■ WHAT IS EXPECTED ■
Each line in the material below, starting at the one with "Convert this screenshot to HTML." and ending at the one with "5px 0 #202124,0", is to be reproduced exactly; no picture is to be copied.

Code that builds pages
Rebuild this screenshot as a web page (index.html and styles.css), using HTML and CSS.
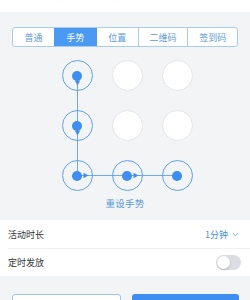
FILE: index.html
```html
<!DOCTYPE html>
<html lang="zh">
<head>
<meta charset="utf-8">
<link rel="stylesheet" href="styles.css">
</head>
<body>
<div class="header"><p class="hint">学生需按照设置的手势图案完成签到</p></div>

<div class="tabs">
  <div class="tab">普通</div>
  <div class="tab active">手势</div>
  <div class="tab">位置</div>
  <div class="tab">二维码</div>
  <div class="tab">签到码</div>
</div>

<div class="pattern-wrap">
  <div class="pattern">
    <svg class="lines" width="131" height="131" viewBox="0 0 131 131">
      <path d="M15.5 15.5 V115.5 H115.5" fill="none" stroke="#6aa9ee" stroke-width="1"/>
      <path d="M12.8 20.5 L18.2 20.5 L15.5 25.5 Z" fill="#3d8ef0"/>
      <path d="M12.8 70.5 L18.2 70.5 L15.5 75.5 Z" fill="#3d8ef0"/>
      <path d="M21.5 112.8 L21.5 118.2 L26.5 115.5 Z" fill="#3d8ef0"/>
      <path d="M71.5 112.8 L71.5 118.2 L76.5 115.5 Z" fill="#3d8ef0"/>
    </svg>
    <div class="node on"><span class="dot"></span></div>
    <div class="node"></div>
    <div class="node"></div>
    <div class="node on"><span class="dot"></span></div>
    <div class="node"></div>
    <div class="node"></div>
    <div class="node on"><span class="dot"></span></div>
    <div class="node on"><span class="dot"></span></div>
    <div class="node on"><span class="dot"></span></div>
  </div>
</div>
<div class="reset">重设手势</div>

<div class="list">
  <div class="row">
    <span class="label">活动时长</span>
    <span class="value">1分钟
      <svg class="chev" width="7" height="5" viewBox="0 0 7 5"><path d="M0.8 1 L3.5 3.7 L6.2 1" fill="none" stroke="#7fb0e8" stroke-width="1"/></svg>
    </span>
  </div>
  <div class="row">
    <span class="label">定时发放</span>
    <span class="switch"><span class="knob"></span></span>
  </div>
</div>

<div class="actions">
  <div class="btn ghost"></div>
  <div class="btn primary"></div>
</div>
</body>
</html>
```
FILE: styles.css
```css
* { box-sizing: border-box; }
html, body { margin: 0; padding: 0; }
body {
  width: 250px;
  height: 300px;
  overflow: hidden;
  background: #f3f4f6;
  font-family: "Noto Sans CJK SC", "Noto Sans", sans-serif;
}
.header {
  height: 12px;
  background: #fff;
  overflow: hidden;
  padding-left: 8px;
}
.hint {
  margin: -10px 0 0;
  font-size: 9px;
  line-height: 12px;
  color: #555;
  white-space: nowrap;
}
.tabs {
  display: flex;
  margin: 15px 12px 0;
  height: 20px;
  border: 1px solid #a9cbee;
  border-radius: 3px;
  background: #fff;
  overflow: hidden;
}
.tab {
  flex: 42 1 0;
  display: flex;
  align-items: center;
  justify-content: center;
  font-size: 9px;
  color: #5d9bd8;
  border-left: 1px solid #a9cbee;
}
.tab:nth-child(4), .tab:nth-child(5) { flex-grow: 50; }
.tab:first-child { border-left: none; }
.tab.active {
  background: #4a99f3;
  color: #fff;
  border-left-color: #4a99f3;
}
.tab.active + .tab { border-left-color: #4a99f3; }
.pattern-wrap {
  display: flex;
  justify-content: center;
  padding-left: 4px;
  margin-top: 13px;
}
.pattern {
  position: relative;
  display: grid;
  grid-template-columns: repeat(3, 31px);
  grid-template-rows: repeat(3, 31px);
  gap: 19px;
}
.lines {
  position: absolute;
  left: 0;
  top: 0;
  z-index: 0;
}
.node {
  position: relative;
  z-index: 1;
  width: 31px;
  height: 31px;
  border-radius: 50%;
  background: #fff;
  border: 1px solid #e3e5e9;
  display: flex;
  align-items: center;
  justify-content: center;
}
.node.on {
  background: transparent;
  border-color: #5fa2e8;
}
.dot {
  width: 10px;
  height: 10px;
  border-radius: 50%;
  background: #3d8ef0;
}
.reset {
  text-align: center;
  font-size: 9.5px;
  line-height: 14px;
  margin-top: 5px;
  color: #5a9ad6;
  letter-spacing: 0.2px;
}
.list {
  margin-top: 10px;
  background: #fff;
}
.row {
  height: 28px;
  margin-left: 8px;
  padding-right: 9px;
  display: flex;
  align-items: center;
  justify-content: space-between;
}
.row + .row { border-top: 1px solid #eef0f3; height: 28px; }
.label {
  font-size: 9px;
  color: #333;
}
.value {
  display: flex;
  align-items: center;
  gap: 4px;
  font-size: 9px;
  color: #4a90e2;
  padding-right: 2px;
}
.switch {
  width: 25px;
  height: 15px;
  border-radius: 8px;
  background: #dcdde2;
  display: flex;
  align-items: center;
  padding-left: 1px;
}
.knob {
  width: 13px;
  height: 13px;
  border-radius: 50%;
  background: #fff;
  box-shadow: 0 1px 2px rgba(0,0,0,0.2);
}
.actions {
  display: flex;
  gap: 11px;
  margin: 18px 11px 0 12px;
}
.btn {
  flex: 1;
  height: 30px;
  border-radius: 3px;
}
.btn.ghost {
  background: #fff;
  border: 1px solid #9fc4ec;
}
.btn.primary {
  background: #3d8ef0;
}
```
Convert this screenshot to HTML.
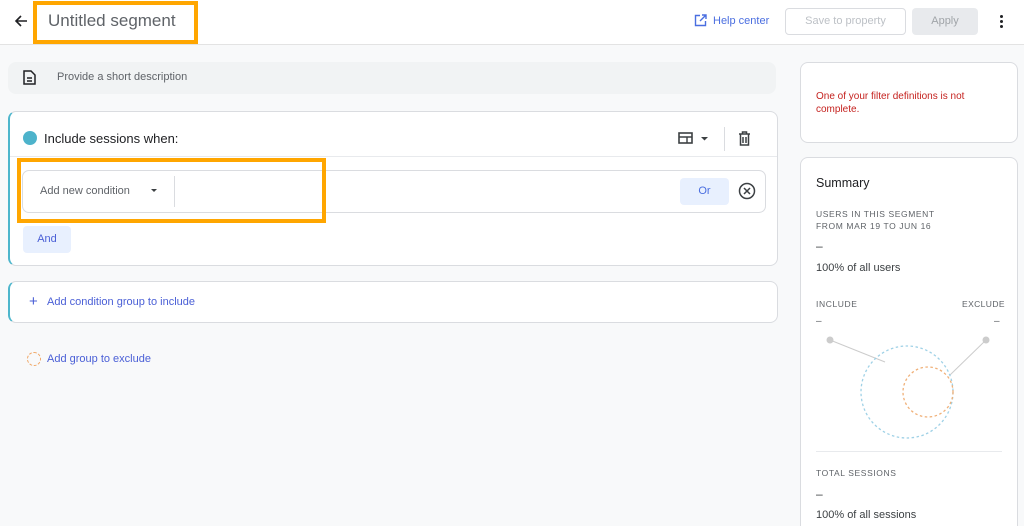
<!DOCTYPE html>
<html><head><meta charset="utf-8"><style>
*{box-sizing:border-box;margin:0;padding:0}
html,body{width:1024px;height:526px;overflow:hidden}
body{background:#f8f9fa;font-family:"Liberation Sans",Arial,sans-serif;position:relative;color:#202124}
.a{position:absolute}
.hdr{left:0;top:0;width:1024px;height:45px;background:#fff;border-bottom:1px solid #e3e3e3}
.card{background:#fff;border:1px solid #dadce0;border-radius:8px}
.lbl{font-size:8.5px;letter-spacing:.6px;color:#5f6368}
.blue{color:#4a5fd6}
</style></head><body>
<div class="a hdr"></div>
<svg class="a" style="left:13px;top:13px" width="16" height="16" viewBox="0 0 16 16"><path d="M14 8H3M8 3L3 8l5 5" stroke="#202124" stroke-width="1.6" fill="none"/></svg>
<div class="a" style="left:33px;top:1px;width:165px;height:43px;border:4px solid #ffa600"></div>
<div class="a" style="left:48px;top:11px;font-size:17px;color:#5f6368">Untitled segment</div>
<svg class="a" style="left:694px;top:14px" width="13" height="13" viewBox="0 0 13 13"><path d="M6 1.5H1.5v10h10V7M8 1h4v4M12 1L6 7" stroke="#4a6ee0" stroke-width="1.4" fill="none"/></svg>
<div class="a blue" style="left:713px;top:15px;font-size:11px;color:#4a6ee0">Help center</div>
<div class="a" style="left:785px;top:8px;width:121px;height:27px;border:1px solid #dadce0;border-radius:4px;background:#fff;font-size:11px;color:#bdc1c6;text-align:center;line-height:25px">Save to property</div>
<div class="a" style="left:912px;top:8px;width:66px;height:27px;border-radius:4px;background:#e8eaed;font-size:11px;color:#a0a4a8;text-align:center;line-height:27px">Apply</div>
<div class="a" style="left:1000px;top:15px;width:3px;height:3px;background:#202124;border-radius:50%;box-shadow:0 5px 0 #202124,0 10px 0 #202124"></div>

<div class="a" style="left:8px;top:62px;width:768px;height:32px;background:#f1f3f4;border-radius:8px"></div>
<svg class="a" style="left:23px;top:70px" width="13" height="15" viewBox="0 0 13 15"><path d="M1 1h7l4 4v9H1z" stroke="#202124" stroke-width="1.5" fill="none"/><path d="M4 8h5M4 11h5" stroke="#202124" stroke-width="1.4"/></svg>
<div class="a" style="left:57px;top:71px;font-size:11px;color:#5f6368">Provide a short description</div>

<div class="a card" style="left:8px;top:111px;width:770px;height:155px;border-left:2px solid #4db6cc"></div>
<div class="a" style="left:23px;top:131px;width:14px;height:14px;border-radius:50%;background:#4db3cb"></div>
<div class="a" style="left:44px;top:131px;font-size:13px;color:#202124">Include sessions when:</div>
<svg class="a" style="left:678px;top:131px" width="34" height="14" viewBox="0 0 34 14"><rect x="1" y="2" width="13" height="10" stroke="#3c4043" stroke-width="1.6" fill="none"/><path d="M1 6h13M9 6v6" stroke="#3c4043" stroke-width="1.4"/><path d="M23 6h7l-3.5 3.5z" fill="#3c4043"/></svg>
<div class="a" style="left:724px;top:127px;width:1px;height:24px;background:#dadce0"></div>
<svg class="a" style="left:738px;top:131px" width="13" height="15" viewBox="0 0 13 15"><path d="M1 3h11M4.5 3V1h4v2M2.5 3v11h8V3M5 6v6M8 6v6" stroke="#3c4043" stroke-width="1.5" fill="none"/></svg>
<div class="a" style="left:10px;top:156px;width:767px;height:1px;background:#e8eaed"></div>
<div class="a" style="left:22px;top:170px;width:744px;height:43px;border:1px solid #dadce0;border-radius:7px;background:#fff"></div>
<div class="a" style="left:40px;top:185px;font-size:11px;color:#5f6368">Add new condition</div>
<div class="a" style="left:151px;top:189px;border-left:3.5px solid transparent;border-right:3.5px solid transparent;border-top:3.5px solid #3c4043"></div>
<div class="a" style="left:174px;top:176px;width:1px;height:31px;background:#dadce0"></div>
<div class="a" style="left:680px;top:178px;width:49px;height:27px;background:#e8f0fe;border-radius:4px;font-size:11px;color:#4a6ee0;text-align:center;line-height:27px">Or</div>
<svg class="a" style="left:738px;top:182px" width="18" height="18" viewBox="0 0 18 18"><circle cx="9" cy="9" r="7.5" stroke="#3c4043" stroke-width="1.5" fill="none"/><path d="M6 6l6 6M12 6l-6 6" stroke="#3c4043" stroke-width="1.5"/></svg>
<div class="a" style="left:17px;top:158px;width:309px;height:65px;border:4px solid #ffa600"></div>
<div class="a" style="left:23px;top:226px;width:48px;height:27px;background:#e8f0fe;border-radius:4px;font-size:11px;color:#4a5fd6;text-align:center;line-height:27px">And</div>

<div class="a card" style="left:8px;top:281px;width:770px;height:42px;border-left:2px solid #4db6cc"></div>
<div class="a blue" style="left:29px;top:293px;font-size:15px">+</div>
<div class="a blue" style="left:47px;top:296px;font-size:11px">Add condition group to include</div>
<div class="a" style="left:27px;top:352px;width:14px;height:14px;border-radius:50%;border:1px dashed #f0a868"></div>
<div class="a blue" style="left:47px;top:353px;font-size:11px">Add group to exclude</div>

<div class="a card" style="left:800px;top:62px;width:218px;height:81px"></div>
<div class="a" style="left:816px;top:90px;font-size:10px;line-height:13px;color:#c5221f;width:180px">One of your filter definitions is not complete.</div>
<div class="a card" style="left:800px;top:157px;width:218px;height:380px"></div>
<div class="a" style="left:816px;top:176px;font-size:12.5px">Summary</div>
<div class="a lbl" style="left:816px;top:208px;line-height:12px">USERS IN THIS SEGMENT<br>FROM MAR 19 TO JUN 16</div>
<div class="a" style="left:816px;top:239px;font-size:12px;color:#3c4043">–</div>
<div class="a" style="left:816px;top:262px;font-size:11px;color:#3c4043">100% of all users</div>
<div class="a lbl" style="left:816px;top:299px">INCLUDE</div>
<div class="a lbl" style="left:962px;top:299px;letter-spacing:.4px">EXCLUDE</div>
<div class="a" style="left:816px;top:316px;font-size:10px;color:#5f6368">–</div>
<div class="a" style="left:994px;top:316px;font-size:10px;color:#5f6368">–</div>
<svg class="a" style="left:800px;top:320px" width="218" height="130" viewBox="0 0 218 130"><line x1="30" y1="20" x2="85" y2="42" stroke="#ccc"/><line x1="186" y1="20" x2="150" y2="55" stroke="#ccc"/><circle cx="30" cy="20" r="3.5" fill="#ccc"/><circle cx="186" cy="20" r="3.5" fill="#ccc"/><circle cx="107" cy="72" r="46" stroke="#9fd1e6" stroke-width="1.3" stroke-dasharray="2.5 2.5" fill="none"/><circle cx="128" cy="72" r="25" stroke="#f0b078" stroke-width="1.3" stroke-dasharray="2.5 2.5" fill="none"/></svg>
<div class="a" style="left:816px;top:451px;width:186px;height:1px;background:#e8eaed"></div>
<div class="a lbl" style="left:816px;top:468px">TOTAL SESSIONS</div>
<div class="a" style="left:816px;top:487px;font-size:12px;color:#3c4043">–</div>
<div class="a" style="left:816px;top:509px;font-size:11px;color:#3c4043">100% of all sessions</div>
</body></html>
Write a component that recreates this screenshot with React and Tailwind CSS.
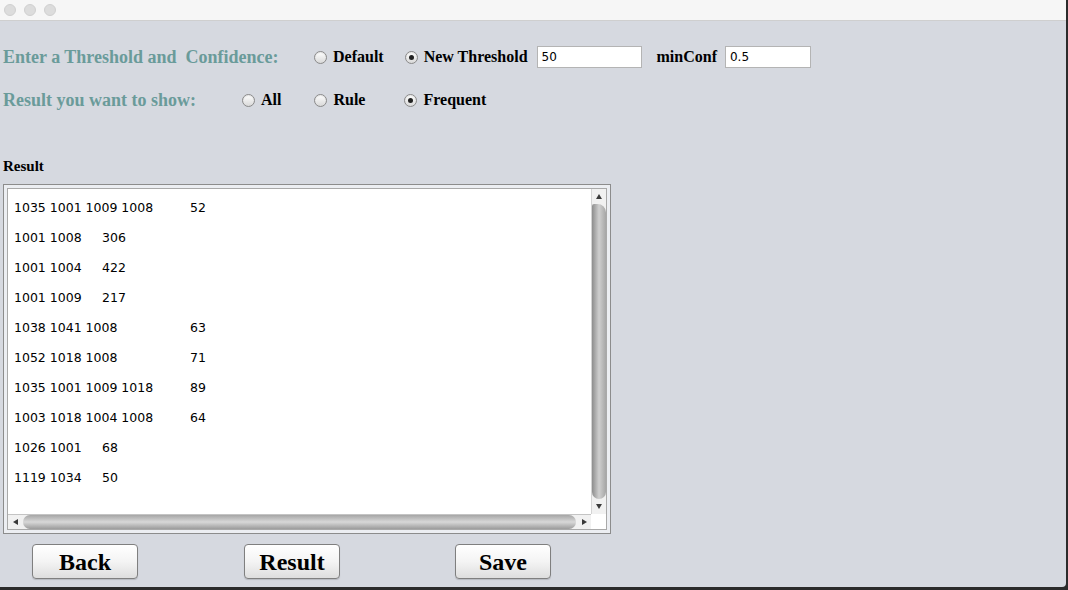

■ THE RESPONSE ■
Convert this screenshot to HTML.
<!DOCTYPE html>
<html><head><meta charset="utf-8"><style>
*{box-sizing:border-box;margin:0;padding:0}
html,body{width:1024px;height:526px;overflow:hidden}
body{background:#f8f9fa;font-family:"Liberation Sans",Arial,sans-serif;position:relative;color:#202124}
.a{position:absolute}
.hdr{left:0;top:0;width:1024px;height:45px;background:#fff;border-bottom:1px solid #e3e3e3}
.card{background:#fff;border:1px solid #dadce0;border-radius:8px}
.lbl{font-size:8.5px;letter-spacing:.6px;color:#5f6368}
.blue{color:#4a5fd6}
</style></head><body>
<div class="a hdr"></div>
<svg class="a" style="left:13px;top:13px" width="16" height="16" viewBox="0 0 16 16"><path d="M14 8H3M8 3L3 8l5 5" stroke="#202124" stroke-width="1.6" fill="none"/></svg>
<div class="a" style="left:33px;top:1px;width:165px;height:43px;border:4px solid #ffa600"></div>
<div class="a" style="left:48px;top:11px;font-size:17px;color:#5f6368">Untitled segment</div>
<svg class="a" style="left:694px;top:14px" width="13" height="13" viewBox="0 0 13 13"><path d="M6 1.5H1.5v10h10V7M8 1h4v4M12 1L6 7" stroke="#4a6ee0" stroke-width="1.4" fill="none"/></svg>
<div class="a blue" style="left:713px;top:15px;font-size:11px;color:#4a6ee0">Help center</div>
<div class="a" style="left:785px;top:8px;width:121px;height:27px;border:1px solid #dadce0;border-radius:4px;background:#fff;font-size:11px;color:#bdc1c6;text-align:center;line-height:25px">Save to property</div>
<div class="a" style="left:912px;top:8px;width:66px;height:27px;border-radius:4px;background:#e8eaed;font-size:11px;color:#a0a4a8;text-align:center;line-height:27px">Apply</div>
<div class="a" style="left:1000px;top:15px;width:3px;height:3px;background:#202124;border-radius:50%;box-shadow:0 5px 0 #202124,0 10px 0 #202124"></div>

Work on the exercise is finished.